Etape 4 : la demande réitérée

Pour garantir sa solidité, la demande officielle d'AAM formulée devant un médecin "doit être réitérée après un délai de réflexion", défendent majoritairement les membres de la convention citoyenne, qui n'ont pas souhaité fixer de délai précis. "Il faudrait que ce ne soit pas trop long, pour qu'une personne en fin de vie soit toujours en état physique et intellectuel de réitérer sa demande", avance Louise, 87 ans, directrice de recherche émérite en biologie à Paris.

"On pourrait imaginer une modularité du délai en fonction du profil du patient, avec une période de réflexion plus courte si le pronostic vital est engagé", suggère Anton. Un point, en revanche, fait consensus : à tout moment du parcours, et jusqu'au dernier instant, le patient est libre de changer d'avis et de renoncer à sa demande d'AAM.

Etape 5 : la procédure collégiale

Après les candidatures répétées intervient un jury. Une "procédure collégiale et pluridisciplinaire", composée de soignants et éventuellement de personnalités extérieures, doit être mise en place pour "valider la conformité de la demande et acter ainsi la décision finale" d'accorder ou de refuser une AAM. Cette validation "repose sur le respect d'un certain nombre de critères", que les membres de la convention citoyenne doivent encore définir lors de leur dernière session de travail, du 31 mars au 2 avril. A titre personnel, Jérôme, 44 ans, défend une AAM réservée aux personnes dont le pronostic vital est engagé, atteintes d'une maladie incurable et de douleurs physiques qu'on ne parvient pas à soulager. En cas de rejet de la demande, un appel pourrait être envisagé, même si la question n'a pas été soumise au vote des citoyens.

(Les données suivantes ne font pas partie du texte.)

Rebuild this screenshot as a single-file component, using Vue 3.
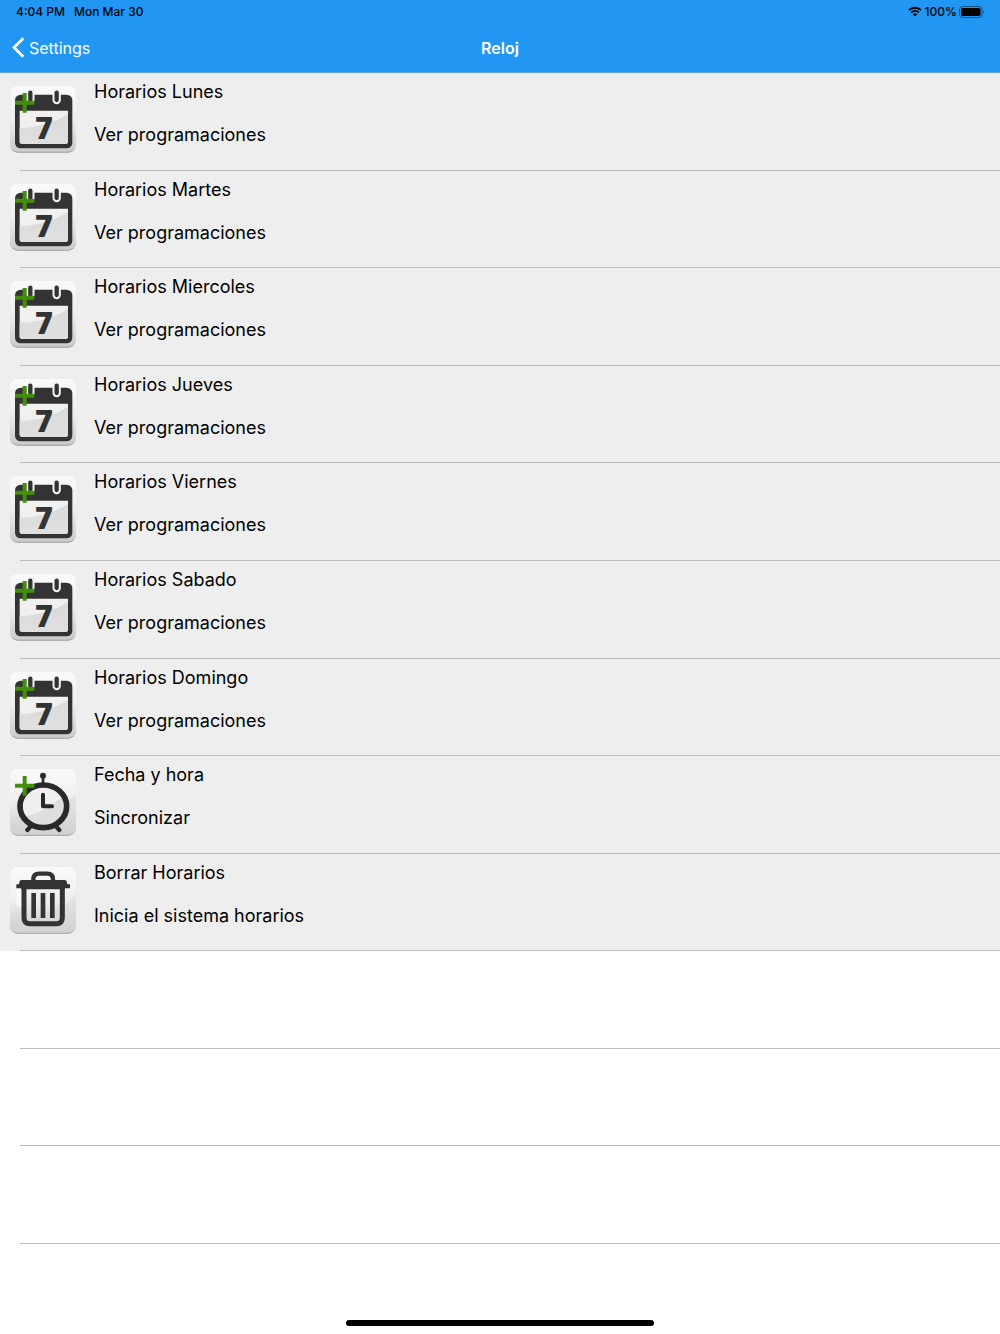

En plus de cette procédure collégiale, une commission de contrôle indépendante doit "vérifier le respect de la procédure" tout au long du parcours et "assurer la traçabilité des actes". Elle doit également se réunir après l'acte d'AAM pour s'assurer qu'aucun écart n'a été commis. "Lorsqu'il y a atteinte à la vie, on peut imaginer toutes les dérives", prévient Louise, d'où l'exigence exprimée au sein de la convention citoyenne de "contrôler à chaque étape, même si cela peut peut-être légèrement retarder le processus".

Etape 6 : l'aide active à mourir

Si le patient voit sa demande d'AAM validée, et s'il le souhaite toujours, il peut en bénéficier dans le lieu de son choix, à l'hôpital, en Ehpad ou à domicile. Il peut être entouré de ses proches et doit nécessairement faire appel à un professionnel de santé, présent pour administrer la substance létale (en cas d'euthanasie) et pour réagir en cas d'incident. Pas question, donc, contrairement à la Suisse par exemple, de laisser le patient accomplir un geste de suicide assisté sans qu'il soit supervisé par un soignant.

Un soignant qui refuse de participer à un tel acte peut faire valoir une clause de conscience. Dans ce cas, lui ou son établissement sont tenus d'orienter le patient vers un autre professionnel. Une "liste de professionnels volontaires" pourrait même être transmise au demandeur, mais cette proposition fait débat. "Pour moi, c'est au médecin de diriger son patient vers un autre médecin, et pas au patient ou à ses proches de se retrouver avec une liste, et la charge de quémander auprès de professionnels pour que l'un d'eux accepte", défend Fatna. "On veut que cela se fasse le plus humainement possible."